# Notebook



## Gamiaris (4. September 2008)

Hallo,

Weiß jemand ob dieses Notebook für aktuelle Spiele geeignet ist?
http://www.idealo.de/preisvergleich/Meinungen/1122032.html

Es gibt auch eine Meinung zu diesem, aber da steht das Spiele ruckeln was ich nicht glaube bei diesem Prozessor und RAM 3 GB

Vielen Dank


----------



## Michael Engel (4. September 2008)

Schau dir mal die Grafikkarte an, was zum Spielen das wichtigste ist, hier sieht man als erstes: Shared Memory max. 1470 MB, Shared Memory ist eignetlich immer schlechter als wenn die Graffikarte mit eigenem Speicher daher kommt...

zudem noch von Notebookcheck details zur Grafikkarte



> Low Midrange Grafikkarten - Diese Klasse ist noch durchaus fähig neueste Spiele flüssig darzustellen, nur nicht mehr mit allen Details und in hohen Auflösungen. Besonders die DirectX 10 fähigen Vertreter (9300M, HD 3400) sind nicht in der Lage ihre DirectX 10 Effekte (bei hohen Details) flüssig darzustellen.





> onboard Grafikchip (RS780M Chipsatz) von AMD mit Avivo HD Technologie zur Entlastung der CPU bei HD Videos und sehr guter 3D Leistung (für einen onboard Chipsatz). Unterstützt PowerXpress zum dynamischen Umschalten zwischen dedizierter und integrierter Grafik und Hybrid CrossFireX zur Leistungssteigerung mit einer dedizierten Grafikkarte (ähnlich Hybrid-SLI von Nvidia). Der Kern basiert auf eine HD 2400.

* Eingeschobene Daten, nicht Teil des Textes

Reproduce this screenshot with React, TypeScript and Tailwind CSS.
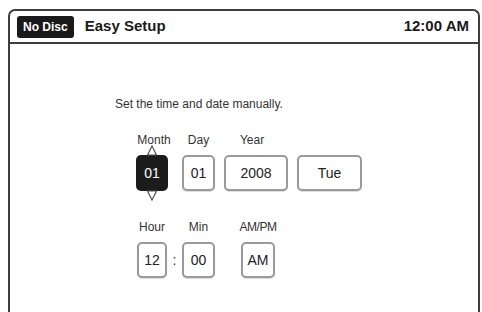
import React from 'react'

const font = { fontFamily: '"Liberation Sans", Arial, sans-serif' }

function Box({ value, width, dark = false }: { value: string; width: string; dark?: boolean }) {
  return (
    <div
      className={`${width} h-[36px] flex items-center justify-center rounded-[5px] text-[14px] ${
        dark
          ? 'bg-[#1c1c1c] text-white border-2 border-[#1c1c1c]'
          : 'bg-white text-[#222] border-2 border-[#9a9a9a] shadow-[0_1px_1px_rgba(0,0,0,0.15)]'
      }`}
    >
      {value}
    </div>
  )
}

function Label({ children }: { children: React.ReactNode }) {
  return <div className="h-[16px] text-[12px] leading-[16px] text-[#333] text-center">{children}</div>
}

export default function App() {
  return (
    <div className="w-[482px] h-[312px] bg-white overflow-hidden pt-[9px] pl-[8px] pr-[2px]" style={font}>
      <div className="h-[303px] border-2 border-b-0 border-[#3d3d3d] rounded-t-[7px] flex flex-col">
        {/* Header */}
        <div className="h-[33px] flex items-center border-b-2 border-[#3d3d3d] pl-[7px] pr-[9px]">
          <span className="bg-[#1a1a1a] text-white font-bold text-[12px] leading-none px-[6px] py-[5px] rounded-[3px]">
            No Disc
          </span>
          <span className="ml-[11px] font-bold text-[15px] text-[#1a1a1a]">Easy Setup</span>
          <span className="ml-auto font-bold text-[15px] text-[#1a1a1a]">12:00 AM</span>
        </div>

        {/* Body */}
        <div className="flex flex-col pl-[105px] pt-[51px]">
          <div className="text-[12px] text-[#333]">Set the time and date manually.</div>

          {/* Date row */}
          <div className="flex items-end mt-[19px] pl-[21px]">
            <div className="flex flex-col items-center w-[32px]">
              <div className="w-[40px] text-center pl-[4px]"><Label>Month</Label></div>
              <div className="relative mt-[7px]">
                <Box value="01" width="w-[32px]" dark />
                <svg className="absolute left-1/2 -translate-x-1/2 -top-[10px]" width="12" height="11" viewBox="0 0 12 11">
                  <path d="M6 1 L10.5 10 L1.5 10 Z" fill="white" stroke="#555" strokeWidth="1.2" />
                </svg>
                <svg className="absolute left-1/2 -translate-x-1/2 -bottom-[10px]" width="12" height="11" viewBox="0 0 12 11">
                  <path d="M6 10 L10.5 1 L1.5 1 Z" fill="white" stroke="#555" strokeWidth="1.2" />
                </svg>
              </div>
            </div>
            <div className="flex flex-col items-center w-[33px] ml-[14px]">
              <Label>Day</Label>
              <div className="mt-[7px]"><Box value="01" width="w-[33px]" /></div>
            </div>
            <div className="flex flex-col items-center w-[64px] ml-[9px]">
              <div className="pr-[8px]"><Label>Year</Label></div>
              <div className="mt-[7px]"><Box value="2008" width="w-[64px]" /></div>
            </div>
            <div className="ml-[9px]">
              <Box value="Tue" width="w-[65px]" />
            </div>
          </div>

          {/* Time row */}
          <div className="flex items-end mt-[28px] pl-[22px]">
            <div className="flex flex-col items-center w-[30px]">
              <Label>Hour</Label>
              <div className="mt-[7px]"><Box value="12" width="w-[30px]" /></div>
            </div>
            <div className="w-[15px] h-[36px] flex items-center justify-center text-[14px] text-[#333]">:</div>
            <div className="flex flex-col items-center w-[33px]">
              <Label>Min</Label>
              <div className="mt-[7px]"><Box value="00" width="w-[33px]" /></div>
            </div>
            <div className="flex flex-col items-center w-[34px] ml-[26px]">
              <div className="text-[11px] tracking-[-0.5px]"><Label>AM/PM</Label></div>
              <div className="mt-[7px]"><Box value="AM" width="w-[34px]" /></div>
            </div>
          </div>
        </div>
      </div>
    </div>
  )
}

Ich denke wenn du effektiv spielen willst solltest du dir ein anderes Notebook zulegen, sicherlich _Kann_ man damit spielen, aber mit einschränkungen und sobald neue Spiele herauskommen wird es sehr schnell out-of-date sein.
Die Oben gelinkte Seite ist eine der Besten Seiten wie ich finde über Notebook-tests mit Hochauflösenden Bildern von den getesteten Modellen.


----------



## chmee (4. September 2008)

Naja, eine mobile HD3200. Ältere Spiele ja, aber Aktuelles kannst Du vergessen.

mfg chmee


----------



## Andreas Späth (4. September 2008)

Wenn du auf ein drehbares Display verzichtest, solltest du von HP zu dem Preis auch ein für Spiele geeigneteres Gerät kriegen.

Ich würde aber mit so wenig angaben garkein Notebook kaufen.
Shared Memory ist heutzutage nicht gleich shared Memory...
Es gibt Karten die 512MB Grafikspeicher haben, und zusätzlich dann noch etwas vom normalem Ram abknipsen können.
So wie es aussieht hat diese Karte aber überhaupt keinen eigenen Speicher mit dabei, hätte sie ihren eigenen Speicher würde ich sagen kauf das Gerät.

Man muss in Spielen die Grafik nicht immer zum Anschlag hochdrehen, vor allem auch weil dieses Pseudo HDR und Blooming die Spiele dermasen nach Plastik aussehen lässt...
Also unter schöner Grafik versteh ich was anderes, weswegen ich selbst bei genügend Leistung gerne alles etwas runterdrehe


----------



## Gamiaris (4. September 2008)

Vielen Dank für die Antworten,

Spiele mit dem Notebook steht an zweiter Linie aber es steht für mich immernoch als Vorraussetzung für den Kauf.
Ich lege auf dieses Model Wert da es von Design aus perfekt ist, kompakt-klein ist und Super Funktionen gsr.

Ich hab nun ähnliche Modelle gefunden 

Link
Bei diesem steht :
Videoadapter ATI Radeon™ HD 3200 Grafikkarte mit 64 MB Cache-Speicher
Video-RAM Bis zu 1470 MB verfügbarer Grafikspeicher insgesamt
*Hier ist die gleiche Grafikkarte eingebaut aber ohne "Mobility". Gibt es da ein Unterschied?*

http://www.notebook.de/hp-pavilion-tx-serie-g-790/

Und auf den HP.com Shop kann man fast alles aufrüsten außer die Grafikkarte. Sehr blöd.


----------